Après l'attaque, plusieurs familles se sont vivement émues en constatant que des victimes avaient été dépouillées de leurs organes lors des autopsies, sans qu'elles en soient prévenues.   "Mon sentiment, c'est que le prélèvement de la totalité des viscères n'était pas indispensable", a déclaré devant la cour d'assises spéciale de Paris celui qui est aujourd'hui procureur général près la Cour de cassation, l'un des plus hauts magistrats français.

Mon sentiment, c'est que le prélèvement de la totalité des viscères n'était pas indispensable

 "Si c'était à refaire, il n'y aurait pas eu de prélèvements systématiques", a-t-il ajouté, reconnaissant aussi des insuffisances dans l'information aux familles. Après l'attaque,  des autopsies ont été pratiquées sur les corps de 14 victimes, dont quatre enfants, avait expliqué au début du procès l'ex-directeur de l'institut médico-légal (IML) de Nice, Gérald Quatrehomme.
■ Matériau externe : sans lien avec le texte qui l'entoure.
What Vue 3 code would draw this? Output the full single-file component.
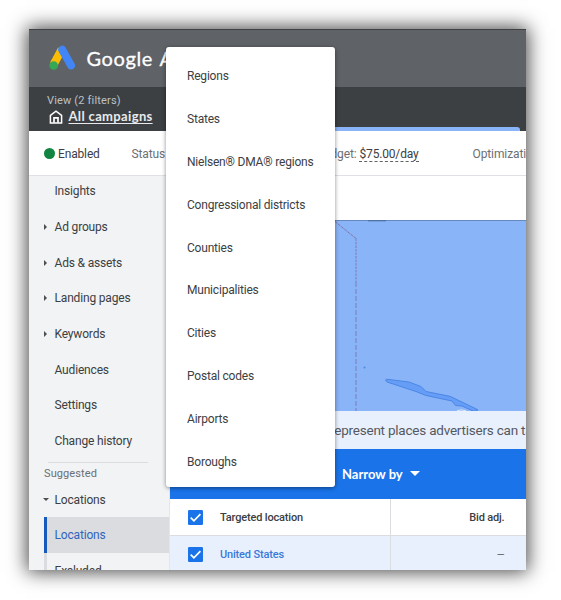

François Molins, en tant que procureur de Paris alors chargé de toutes les enquêtes en matière de terrorisme, a confirmé à la barre les trois critères fixés par le parquet pour déterminer la nécessité d'une autopsie.  
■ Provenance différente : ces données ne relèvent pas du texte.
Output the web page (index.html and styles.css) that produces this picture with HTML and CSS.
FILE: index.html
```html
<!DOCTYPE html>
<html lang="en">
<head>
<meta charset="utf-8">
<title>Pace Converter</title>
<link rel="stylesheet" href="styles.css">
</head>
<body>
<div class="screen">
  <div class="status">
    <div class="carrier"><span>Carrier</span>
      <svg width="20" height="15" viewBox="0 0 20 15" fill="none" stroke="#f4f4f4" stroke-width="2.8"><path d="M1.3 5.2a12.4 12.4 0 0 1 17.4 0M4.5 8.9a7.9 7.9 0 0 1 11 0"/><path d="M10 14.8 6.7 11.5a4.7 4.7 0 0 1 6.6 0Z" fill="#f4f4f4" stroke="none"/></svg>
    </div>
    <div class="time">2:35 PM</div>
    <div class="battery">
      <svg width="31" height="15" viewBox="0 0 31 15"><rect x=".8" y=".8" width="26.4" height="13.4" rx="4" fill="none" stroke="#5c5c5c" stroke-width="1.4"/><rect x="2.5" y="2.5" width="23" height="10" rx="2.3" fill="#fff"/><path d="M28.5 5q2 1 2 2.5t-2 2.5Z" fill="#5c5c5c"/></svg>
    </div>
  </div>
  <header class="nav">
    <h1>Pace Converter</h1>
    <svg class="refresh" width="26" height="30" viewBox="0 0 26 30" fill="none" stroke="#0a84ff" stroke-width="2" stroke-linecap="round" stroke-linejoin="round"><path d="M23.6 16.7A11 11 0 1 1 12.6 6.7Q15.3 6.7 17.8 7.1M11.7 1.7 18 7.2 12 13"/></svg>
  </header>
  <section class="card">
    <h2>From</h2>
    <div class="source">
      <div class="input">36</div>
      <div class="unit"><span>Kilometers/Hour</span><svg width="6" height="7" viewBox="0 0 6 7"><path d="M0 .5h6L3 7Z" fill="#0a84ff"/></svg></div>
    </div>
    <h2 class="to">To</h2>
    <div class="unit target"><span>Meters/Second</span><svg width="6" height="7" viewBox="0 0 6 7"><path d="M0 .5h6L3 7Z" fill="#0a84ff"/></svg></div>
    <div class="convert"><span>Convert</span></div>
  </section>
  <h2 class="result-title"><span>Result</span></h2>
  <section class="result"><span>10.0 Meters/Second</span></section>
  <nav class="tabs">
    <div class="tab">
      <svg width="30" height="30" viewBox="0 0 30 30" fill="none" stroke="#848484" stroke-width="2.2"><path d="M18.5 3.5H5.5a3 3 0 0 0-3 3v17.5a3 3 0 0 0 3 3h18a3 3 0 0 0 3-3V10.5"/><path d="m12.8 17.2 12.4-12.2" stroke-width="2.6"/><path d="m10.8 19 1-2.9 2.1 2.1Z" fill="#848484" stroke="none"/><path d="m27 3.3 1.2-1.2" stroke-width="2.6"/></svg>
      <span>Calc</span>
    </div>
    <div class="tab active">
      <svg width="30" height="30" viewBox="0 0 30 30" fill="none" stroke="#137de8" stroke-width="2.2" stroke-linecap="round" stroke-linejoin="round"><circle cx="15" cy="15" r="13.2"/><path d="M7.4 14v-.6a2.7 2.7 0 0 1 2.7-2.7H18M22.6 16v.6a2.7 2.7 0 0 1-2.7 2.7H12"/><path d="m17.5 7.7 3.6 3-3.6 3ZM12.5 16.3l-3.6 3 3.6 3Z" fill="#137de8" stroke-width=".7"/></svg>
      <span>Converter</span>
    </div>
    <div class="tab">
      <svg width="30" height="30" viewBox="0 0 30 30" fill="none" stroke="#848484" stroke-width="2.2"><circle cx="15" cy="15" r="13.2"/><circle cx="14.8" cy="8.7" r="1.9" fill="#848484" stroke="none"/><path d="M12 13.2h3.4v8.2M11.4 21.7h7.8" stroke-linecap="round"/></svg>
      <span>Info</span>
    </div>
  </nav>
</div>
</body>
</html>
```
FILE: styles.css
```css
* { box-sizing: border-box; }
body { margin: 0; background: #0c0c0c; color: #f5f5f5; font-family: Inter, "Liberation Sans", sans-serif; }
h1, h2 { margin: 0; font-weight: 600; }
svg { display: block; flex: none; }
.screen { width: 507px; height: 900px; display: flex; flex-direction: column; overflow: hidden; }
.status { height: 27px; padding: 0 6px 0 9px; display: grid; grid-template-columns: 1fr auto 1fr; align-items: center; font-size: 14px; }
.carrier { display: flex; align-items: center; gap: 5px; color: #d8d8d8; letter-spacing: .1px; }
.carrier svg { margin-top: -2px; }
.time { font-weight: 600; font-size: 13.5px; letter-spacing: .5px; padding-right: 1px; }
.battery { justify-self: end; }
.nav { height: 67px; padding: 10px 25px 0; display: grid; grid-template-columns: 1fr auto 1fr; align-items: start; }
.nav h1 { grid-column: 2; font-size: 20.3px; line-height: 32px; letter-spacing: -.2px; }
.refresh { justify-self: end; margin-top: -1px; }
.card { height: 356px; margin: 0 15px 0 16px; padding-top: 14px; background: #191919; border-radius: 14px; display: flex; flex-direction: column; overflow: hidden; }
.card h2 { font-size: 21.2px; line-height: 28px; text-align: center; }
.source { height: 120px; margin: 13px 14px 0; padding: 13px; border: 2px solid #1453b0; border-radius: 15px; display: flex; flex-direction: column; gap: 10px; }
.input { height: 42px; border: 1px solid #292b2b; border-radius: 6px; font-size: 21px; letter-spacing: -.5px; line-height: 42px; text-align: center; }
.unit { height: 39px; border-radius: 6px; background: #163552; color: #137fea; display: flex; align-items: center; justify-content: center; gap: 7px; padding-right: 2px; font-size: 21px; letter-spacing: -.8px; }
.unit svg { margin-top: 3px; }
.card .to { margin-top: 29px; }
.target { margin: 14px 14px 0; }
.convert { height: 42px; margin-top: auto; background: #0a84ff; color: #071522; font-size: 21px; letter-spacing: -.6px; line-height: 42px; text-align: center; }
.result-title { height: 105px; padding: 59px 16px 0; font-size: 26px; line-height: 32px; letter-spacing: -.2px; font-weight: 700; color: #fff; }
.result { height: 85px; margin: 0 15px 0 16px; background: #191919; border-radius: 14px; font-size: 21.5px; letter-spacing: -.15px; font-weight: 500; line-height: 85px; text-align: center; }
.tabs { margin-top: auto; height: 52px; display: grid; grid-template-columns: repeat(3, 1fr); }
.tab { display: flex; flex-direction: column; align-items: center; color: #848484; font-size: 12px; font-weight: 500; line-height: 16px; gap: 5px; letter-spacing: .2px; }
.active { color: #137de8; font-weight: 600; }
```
Le premier, pour "établir scientifiquement les causes du décès" si l'examen externe du corps n'y a pas suffi. Le deuxième, lorsque la victime a eu une prise en charge médicale avant de décéder, "pour faire la part des choses" entre ce qui est dû à l'attaque et ce qui est lié à une "éventuelle négligence médicale". Et enfin en cas de suspicion d'atteinte par balle.  
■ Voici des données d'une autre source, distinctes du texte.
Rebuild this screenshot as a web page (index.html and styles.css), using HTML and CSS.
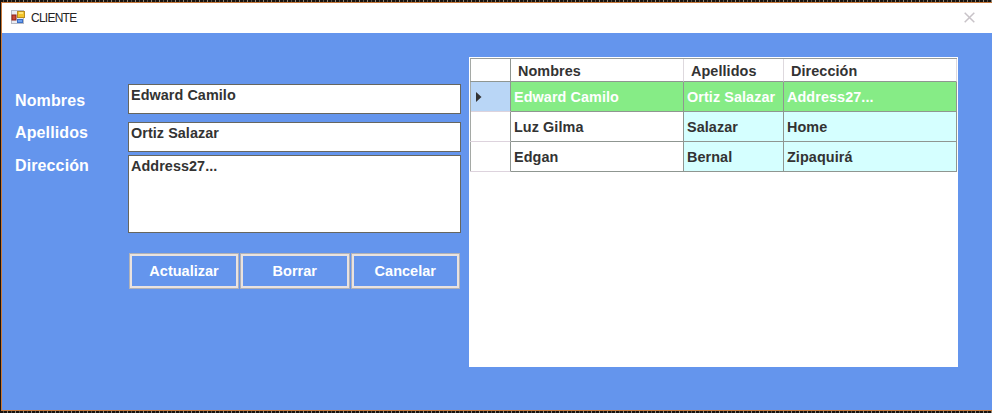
FILE: index.html
```html
<!DOCTYPE html>
<html lang="es">
<head>
<meta charset="utf-8">
<title>CLIENTE</title>
<link rel="stylesheet" href="styles.css">
</head>
<body>
<div class="window">
  <header class="titlebar">
    <svg class="app-icon" width="14" height="14" viewBox="0 0 14 14">
      <rect x=".5" y=".5" width="12" height="13" fill="#e9ebf2" stroke="#b6bac4"/>
      <rect x="6.5" y="1.5" width="7" height="6" fill="#f4c52b" stroke="#b98d20"/>
      <path d="M8 2h4v2H8z" fill="#ffe577"/>
      <rect x="1" y="5" width="4" height="5" fill="#c94a35" stroke="#8f2119"/>
      <rect x="6.5" y="9.5" width="5" height="3" fill="#6a9ff0" stroke="#3c6fc4"/>
    </svg>
    <span class="title">CLIENTE</span>
    <svg class="close" width="11" height="11" viewBox="0 0 11 11"><path d="M.7.7l9.6 9.6M10.3.7L.7 10.3" stroke="#c8c3c8" stroke-width="1.5"/></svg>
  </header>
  <main class="content">
    <section class="form">
      <label class="label first">Nombres</label><div class="field">Edward Camilo</div>
      <label class="label">Apellidos</label><div class="field">Ortiz Salazar</div>
      <label class="label third">Dirección</label><div class="field area">Address27...</div>
      <div class="actions">
        <button class="btn">Actualizar</button>
        <button class="btn">Borrar</button>
        <button class="btn">Cancelar</button>
      </div>
    </section>
    <section class="grid-panel">
      <div class="grid">
        <div class="cell head corner"></div><div class="cell head">Nombres</div><div class="cell head">Apellidos</div><div class="cell head">Dirección</div>
        <div class="cell row-head current"><svg width="6" height="10" viewBox="0 0 6 10"><path d="M0 0l5.5 5L0 10z" fill="#333"/></svg></div><div class="cell selected">Edward Camilo</div><div class="cell selected">Ortiz Salazar</div><div class="cell selected">Address27...</div>
        <div class="cell row-head"></div><div class="cell">Luz Gilma</div><div class="cell tinted">Salazar</div><div class="cell tinted">Home</div>
        <div class="cell row-head"></div><div class="cell">Edgan</div><div class="cell tinted">Bernal</div><div class="cell tinted">Zipaquirá</div>
      </div>
    </section>
  </main>
</div>
</body>
</html>
```
FILE: styles.css
```css
* { box-sizing: border-box; }
body {
  margin: 0;
  height: 413px;
  padding: 2px 0 2px 1px;
  overflow: hidden;
  background: repeating-linear-gradient(90deg, #17130f 0 3px, #55514a 3px 4px, #17130f 4px 7px, #8b8578 7px 8px);
  font-family: "Liberation Sans", Arial, sans-serif;
}
.window {
  height: 409px;
  border: 1px solid #c87a3c;
  border-right: 0;
  background: #6495ed;
}
.titlebar {
  height: 30px;
  padding: 0 17px 2px 9px;
  display: flex;
  align-items: center;
  background: #fff;
}
.title {
  margin: 2px 0 0 6px;
  font-size: 12px;
  letter-spacing: -0.75px;
  color: #222;
}
.close { margin-left: auto; }
.content {
  display: flex;
  align-items: flex-start;
}
.form {
  width: 467px;
  padding: 51px 8px 0 13px;
  display: grid;
  grid-template-columns: 113px 333px;
  grid-template-rows: 30px 30px 73px;
  row-gap: 8px;
}
.label {
  padding-top: 2px;
  font-size: 16px;
  line-height: 18px;
  letter-spacing: 0.12px;
  font-weight: bold;
  color: #fff;
}
.first { padding-top: 8px; }
.third {
  margin-top: -5px;
  padding-top: 2px;
}
.field {
  padding: 2px;
  border: 1px solid #66665f;
  background: #fff;
  font-size: 14.4px;
  line-height: 17px;
  letter-spacing: 0.06px;
  font-weight: bold;
  color: #333;
}
.area {
  height: 78px;
  margin-top: -5px;
}
.actions {
  grid-column: 2;
  padding: 12px 0 0 1px;
  display: flex;
  gap: 1px;
}
.btn {
  width: 110px;
  height: 36px;
  padding: 0;
  border: 1px solid #b0b1b8;
  box-shadow: inset 0 0 0 2px #e9e2df;
  background: transparent;
  font: bold 14.5px "Liberation Sans", Arial, sans-serif;
  color: #fff;
}
.btn + .btn { width: 109.5px; }
.grid-panel {
  width: 489px;
  height: 310px;
  margin-top: 24px;
  padding: 1px;
  background: #fff;
}
.grid {
  width: 487px;
  display: grid;
  grid-template-columns: 41px 173px 100px 173px;
  grid-template-rows: 23px 30px 30px 30px;
  border-top: 1px solid #999d99;
  box-shadow: inset 1px 0 #a5a9a5;
}
.cell {
  padding: 0 3px;
  border-right: 1px solid #8f9691;
  border-bottom: 1px solid #8f9691;
  font-size: 14.4px;
  line-height: 30px;
  letter-spacing: 0.08px;
  font-weight: bold;
  color: #333;
  white-space: nowrap;
}
.head {
  padding-left: 7px;
  line-height: 24px;
  border-right-color: #ded9de;
}
.corner { border-right-color: #8f9691; }
.row-head {
  padding: 0 0 0 6px;
  display: flex;
  align-items: center;
  border-bottom-color: #ddd3dd;
}
.current {
  margin-left: 1px;
  padding-left: 5px;
  background: #b9d6f6;
}
.selected {
  background: #86ec86;
  color: #fff;
}
.tinted { background: #d5ffff; }
```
"J'ai conscience que c'est un sujet douloureux pour les victimes", mais "on ordonne une autopsie non pas pour faire de la peine mais parce qu'on en a besoin", a-t-il fait valoir. Ce n'est pas parce qu'"après coup l'autopsie n'a servi à rien qu'on peut inférer qu'il ne fallait pas l'ordonner".  

"Sujet douloureux"

Sur chaque corps autopsié, des organes ont été prélevés et placés sous scellés, au cas où des analyses complémentaires seraient nécessaires à l'enquête, avait expliqué le Professeur Quatrehomme. "On n'a pas abordé la question des prélèvements d'organes" au cours de la réunion de travail organisée entre les magistrats et l'IML", a assuré François Molins, expliquant s'en être remis sur ce point à l'expertise des médecins légistes. Hormis pour certains organes qu'il est nécessaire de prélever en entier lorsqu'on veut les analyser, le protocole habituel à Paris est de "prélever un échantillon, quelques centimètres", et lorsque le parquet de Paris donne ses instructions, "on n'imagine pas que ça va être autrement", a souligné le magistrat.   La majorité des familles concernées n'ont pas été informées de ces actes et ne l'ont appris que lors de la procédure, voire à l'audience, ont rappelé à la barre de nombreuses parties civiles dans des témoignages déchirants.  

"Je cherche à comprendre comment le système médico-judiciaire a pu en arriver à une telle absurdité : découper ma fille de 12 ans en morceaux pour déterminer qu'elle est décédée d'un "polytraumatisme compatible avec la percussion avec un engin à haute cinétique". Tout ça pour ça. Mais on le savait déjà !", avait ainsi déclaré à la barre Anne Gourvès.   En 2018, elle avait découvert "avec effroi un procès-verbal de mise sous scellés d'organes" de sa fille.

Anne Gourvès a fait une demande de restitution des organes, assortie d'un test ADN qui lui a été refusé. Un document médical (qui évoque une personne de sexe féminin âgée d'une vingtaine d'années) l'a fait même douter du fait qu'il s'agissait bien de ceux de sa fille.

Pour ces cas, "je ne vois pas d'autres solutions que de faire des analyses ADN pour restituer ces organes aux familles", a déclaré François Molins, précisant qu'il s'exprimait en son nom, déclenchant quelques applaudissements dans la salle d'audience.